▶ _Data extract_:
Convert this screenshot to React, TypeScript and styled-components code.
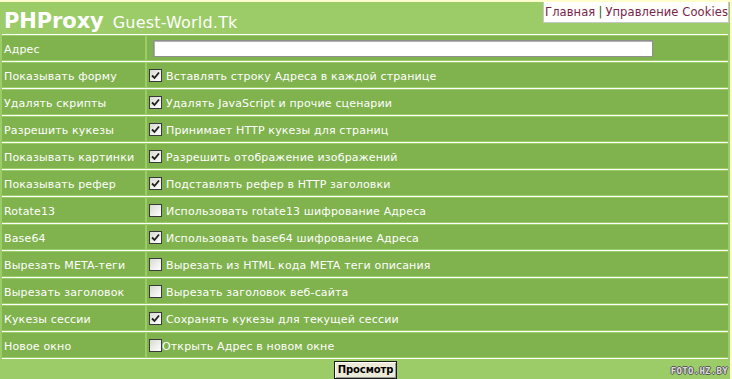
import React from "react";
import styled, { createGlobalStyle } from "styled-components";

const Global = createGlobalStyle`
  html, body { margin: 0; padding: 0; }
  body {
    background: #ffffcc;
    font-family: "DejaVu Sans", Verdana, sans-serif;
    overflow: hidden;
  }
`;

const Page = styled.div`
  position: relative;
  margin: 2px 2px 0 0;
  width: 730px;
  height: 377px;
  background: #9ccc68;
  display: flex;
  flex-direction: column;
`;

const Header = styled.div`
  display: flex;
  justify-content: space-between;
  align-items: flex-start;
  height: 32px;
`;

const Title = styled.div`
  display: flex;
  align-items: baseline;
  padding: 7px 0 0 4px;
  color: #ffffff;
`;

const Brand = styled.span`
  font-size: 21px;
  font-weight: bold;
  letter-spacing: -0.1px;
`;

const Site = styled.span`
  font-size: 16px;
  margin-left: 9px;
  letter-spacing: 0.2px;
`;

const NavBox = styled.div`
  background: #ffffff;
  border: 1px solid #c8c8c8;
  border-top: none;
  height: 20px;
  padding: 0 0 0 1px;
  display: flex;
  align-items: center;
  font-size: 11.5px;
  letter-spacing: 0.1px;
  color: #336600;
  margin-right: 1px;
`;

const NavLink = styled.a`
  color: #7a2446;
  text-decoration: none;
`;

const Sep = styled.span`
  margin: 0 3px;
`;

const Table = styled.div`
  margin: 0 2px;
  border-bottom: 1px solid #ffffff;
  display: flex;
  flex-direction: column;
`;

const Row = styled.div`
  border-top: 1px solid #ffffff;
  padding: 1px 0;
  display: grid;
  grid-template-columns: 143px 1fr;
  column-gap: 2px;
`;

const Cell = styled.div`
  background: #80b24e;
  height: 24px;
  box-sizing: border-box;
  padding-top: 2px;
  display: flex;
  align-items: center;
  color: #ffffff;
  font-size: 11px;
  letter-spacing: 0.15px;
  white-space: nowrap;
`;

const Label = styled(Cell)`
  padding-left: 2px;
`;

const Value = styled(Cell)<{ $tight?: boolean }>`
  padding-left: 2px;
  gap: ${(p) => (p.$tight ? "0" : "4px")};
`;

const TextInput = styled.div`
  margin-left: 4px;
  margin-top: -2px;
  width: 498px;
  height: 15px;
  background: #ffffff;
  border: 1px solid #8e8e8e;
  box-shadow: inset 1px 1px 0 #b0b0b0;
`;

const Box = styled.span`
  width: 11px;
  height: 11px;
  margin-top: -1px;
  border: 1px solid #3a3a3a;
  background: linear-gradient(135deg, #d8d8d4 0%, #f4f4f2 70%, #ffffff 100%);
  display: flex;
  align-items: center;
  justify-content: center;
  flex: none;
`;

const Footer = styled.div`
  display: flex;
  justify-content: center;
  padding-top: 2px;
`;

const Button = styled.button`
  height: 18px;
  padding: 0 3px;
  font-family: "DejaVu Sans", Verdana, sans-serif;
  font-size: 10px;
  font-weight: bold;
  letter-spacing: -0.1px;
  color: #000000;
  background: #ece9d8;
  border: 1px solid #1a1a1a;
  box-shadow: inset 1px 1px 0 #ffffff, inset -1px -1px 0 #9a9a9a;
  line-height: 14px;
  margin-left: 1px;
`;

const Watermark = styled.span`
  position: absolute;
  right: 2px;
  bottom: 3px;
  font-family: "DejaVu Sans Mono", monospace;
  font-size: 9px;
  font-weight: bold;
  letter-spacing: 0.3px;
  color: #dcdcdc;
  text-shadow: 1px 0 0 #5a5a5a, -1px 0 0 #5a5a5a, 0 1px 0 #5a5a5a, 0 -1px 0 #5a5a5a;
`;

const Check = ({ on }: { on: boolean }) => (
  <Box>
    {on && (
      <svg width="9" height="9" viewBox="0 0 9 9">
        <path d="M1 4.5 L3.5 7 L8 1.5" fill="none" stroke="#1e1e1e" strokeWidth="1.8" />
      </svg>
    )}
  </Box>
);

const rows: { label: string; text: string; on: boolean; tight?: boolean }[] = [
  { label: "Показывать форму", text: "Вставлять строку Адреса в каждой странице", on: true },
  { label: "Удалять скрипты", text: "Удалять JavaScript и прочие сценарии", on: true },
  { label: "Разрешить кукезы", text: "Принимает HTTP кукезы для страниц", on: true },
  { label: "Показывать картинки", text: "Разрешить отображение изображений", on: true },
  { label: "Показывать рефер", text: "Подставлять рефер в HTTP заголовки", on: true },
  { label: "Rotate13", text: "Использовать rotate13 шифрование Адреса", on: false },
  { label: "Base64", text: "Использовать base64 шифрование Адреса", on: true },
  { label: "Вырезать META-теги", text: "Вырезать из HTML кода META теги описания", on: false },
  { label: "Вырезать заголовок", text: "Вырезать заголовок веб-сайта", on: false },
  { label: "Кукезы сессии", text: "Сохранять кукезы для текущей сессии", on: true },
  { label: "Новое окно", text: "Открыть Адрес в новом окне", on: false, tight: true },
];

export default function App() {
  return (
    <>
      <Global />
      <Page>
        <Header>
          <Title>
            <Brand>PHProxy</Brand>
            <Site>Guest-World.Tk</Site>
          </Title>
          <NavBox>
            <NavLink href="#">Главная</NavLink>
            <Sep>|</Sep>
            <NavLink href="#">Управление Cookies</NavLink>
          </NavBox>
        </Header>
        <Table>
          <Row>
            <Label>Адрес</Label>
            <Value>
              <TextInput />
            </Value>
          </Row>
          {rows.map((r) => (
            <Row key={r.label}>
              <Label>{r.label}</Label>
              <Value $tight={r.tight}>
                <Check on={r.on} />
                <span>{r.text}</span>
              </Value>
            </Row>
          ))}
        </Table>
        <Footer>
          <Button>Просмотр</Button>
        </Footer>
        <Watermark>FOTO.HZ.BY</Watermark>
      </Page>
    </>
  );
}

▶ _Exercise goal_: Restate the entire listing word for word, excluding pictures.

▶ _Final answer_:
Convert this screenshot to React, TypeScript and styled-components code.
import React from "react";
import styled, { createGlobalStyle } from "styled-components";

const Global = createGlobalStyle`
  html, body { margin: 0; padding: 0; }
  body {
    background: #ffffcc;
    font-family: "DejaVu Sans", Verdana, sans-serif;
    overflow: hidden;
  }
`;

const Page = styled.div`
  position: relative;
  margin: 2px 2px 0 0;
  width: 730px;
  height: 377px;
  background: #9ccc68;
  display: flex;
  flex-direction: column;
`;

const Header = styled.div`
  display: flex;
  justify-content: space-between;
  align-items: flex-start;
  height: 32px;
`;

const Title = styled.div`
  display: flex;
  align-items: baseline;
  padding: 7px 0 0 4px;
  color: #ffffff;
`;

const Brand = styled.span`
  font-size: 21px;
  font-weight: bold;
  letter-spacing: -0.1px;
`;

const Site = styled.span`
  font-size: 16px;
  margin-left: 9px;
  letter-spacing: 0.2px;
`;

const NavBox = styled.div`
  background: #ffffff;
  border: 1px solid #c8c8c8;
  border-top: none;
  height: 20px;
  padding: 0 0 0 1px;
  display: flex;
  align-items: center;
  font-size: 11.5px;
  letter-spacing: 0.1px;
  color: #336600;
  margin-right: 1px;
`;

const NavLink = styled.a`
  color: #7a2446;
  text-decoration: none;
`;

const Sep = styled.span`
  margin: 0 3px;
`;

const Table = styled.div`
  margin: 0 2px;
  border-bottom: 1px solid #ffffff;
  display: flex;
  flex-direction: column;
`;

const Row = styled.div`
  border-top: 1px solid #ffffff;
  padding: 1px 0;
  display: grid;
  grid-template-columns: 143px 1fr;
  column-gap: 2px;
`;

const Cell = styled.div`
  background: #80b24e;
  height: 24px;
  box-sizing: border-box;
  padding-top: 2px;
  display: flex;
  align-items: center;
  color: #ffffff;
  font-size: 11px;
  letter-spacing: 0.15px;
  white-space: nowrap;
`;

const Label = styled(Cell)`
  padding-left: 2px;
`;

const Value = styled(Cell)<{ $tight?: boolean }>`
  padding-left: 2px;
  gap: ${(p) => (p.$tight ? "0" : "4px")};
`;

const TextInput = styled.div`
  margin-left: 4px;
  margin-top: -2px;
  width: 498px;
  height: 15px;
  background: #ffffff;
  border: 1px solid #8e8e8e;
  box-shadow: inset 1px 1px 0 #b0b0b0;
`;

const Box = styled.span`
  width: 11px;
  height: 11px;
  margin-top: -1px;
  border: 1px solid #3a3a3a;
  background: linear-gradient(135deg, #d8d8d4 0%, #f4f4f2 70%, #ffffff 100%);
  display: flex;
  align-items: center;
  justify-content: center;
  flex: none;
`;

const Footer = styled.div`
  display: flex;
  justify-content: center;
  padding-top: 2px;
`;

const Button = styled.button`
  height: 18px;
  padding: 0 3px;
  font-family: "DejaVu Sans", Verdana, sans-serif;
  font-size: 10px;
  font-weight: bold;
  letter-spacing: -0.1px;
  color: #000000;
  background: #ece9d8;
  border: 1px solid #1a1a1a;
  box-shadow: inset 1px 1px 0 #ffffff, inset -1px -1px 0 #9a9a9a;
  line-height: 14px;
  margin-left: 1px;
`;

const Watermark = styled.span`
  position: absolute;
  right: 2px;
  bottom: 3px;
  font-family: "DejaVu Sans Mono", monospace;
  font-size: 9px;
  font-weight: bold;
  letter-spacing: 0.3px;
  color: #dcdcdc;
  text-shadow: 1px 0 0 #5a5a5a, -1px 0 0 #5a5a5a, 0 1px 0 #5a5a5a, 0 -1px 0 #5a5a5a;
`;

const Check = ({ on }: { on: boolean }) => (
  <Box>
    {on && (
      <svg width="9" height="9" viewBox="0 0 9 9">
        <path d="M1 4.5 L3.5 7 L8 1.5" fill="none" stroke="#1e1e1e" strokeWidth="1.8" />
      </svg>
    )}
  </Box>
);

const rows: { label: string; text: string; on: boolean; tight?: boolean }[] = [
  { label: "Показывать форму", text: "Вставлять строку Адреса в каждой странице", on: true },
  { label: "Удалять скрипты", text: "Удалять JavaScript и прочие сценарии", on: true },
  { label: "Разрешить кукезы", text: "Принимает HTTP кукезы для страниц", on: true },
  { label: "Показывать картинки", text: "Разрешить отображение изображений", on: true },
  { label: "Показывать рефер", text: "Подставлять рефер в HTTP заголовки", on: true },
  { label: "Rotate13", text: "Использовать rotate13 шифрование Адреса", on: false },
  { label: "Base64", text: "Использовать base64 шифрование Адреса", on: true },
  { label: "Вырезать META-теги", text: "Вырезать из HTML кода META теги описания", on: false },
  { label: "Вырезать заголовок", text: "Вырезать заголовок веб-сайта", on: false },
  { label: "Кукезы сессии", text: "Сохранять кукезы для текущей сессии", on: true },
  { label: "Новое окно", text: "Открыть Адрес в новом окне", on: false, tight: true },
];

export default function App() {
  return (
    <>
      <Global />
      <Page>
        <Header>
          <Title>
            <Brand>PHProxy</Brand>
            <Site>Guest-World.Tk</Site>
          </Title>
          <NavBox>
            <NavLink href="#">Главная</NavLink>
            <Sep>|</Sep>
            <NavLink href="#">Управление Cookies</NavLink>
          </NavBox>
        </Header>
        <Table>
          <Row>
            <Label>Адрес</Label>
            <Value>
              <TextInput />
            </Value>
          </Row>
          {rows.map((r) => (
            <Row key={r.label}>
              <Label>{r.label}</Label>
              <Value $tight={r.tight}>
                <Check on={r.on} />
                <span>{r.text}</span>
              </Value>
            </Row>
          ))}
        </Table>
        <Footer>
          <Button>Просмотр</Button>
        </Footer>
        <Watermark>FOTO.HZ.BY</Watermark>
      </Page>
    </>
  );
}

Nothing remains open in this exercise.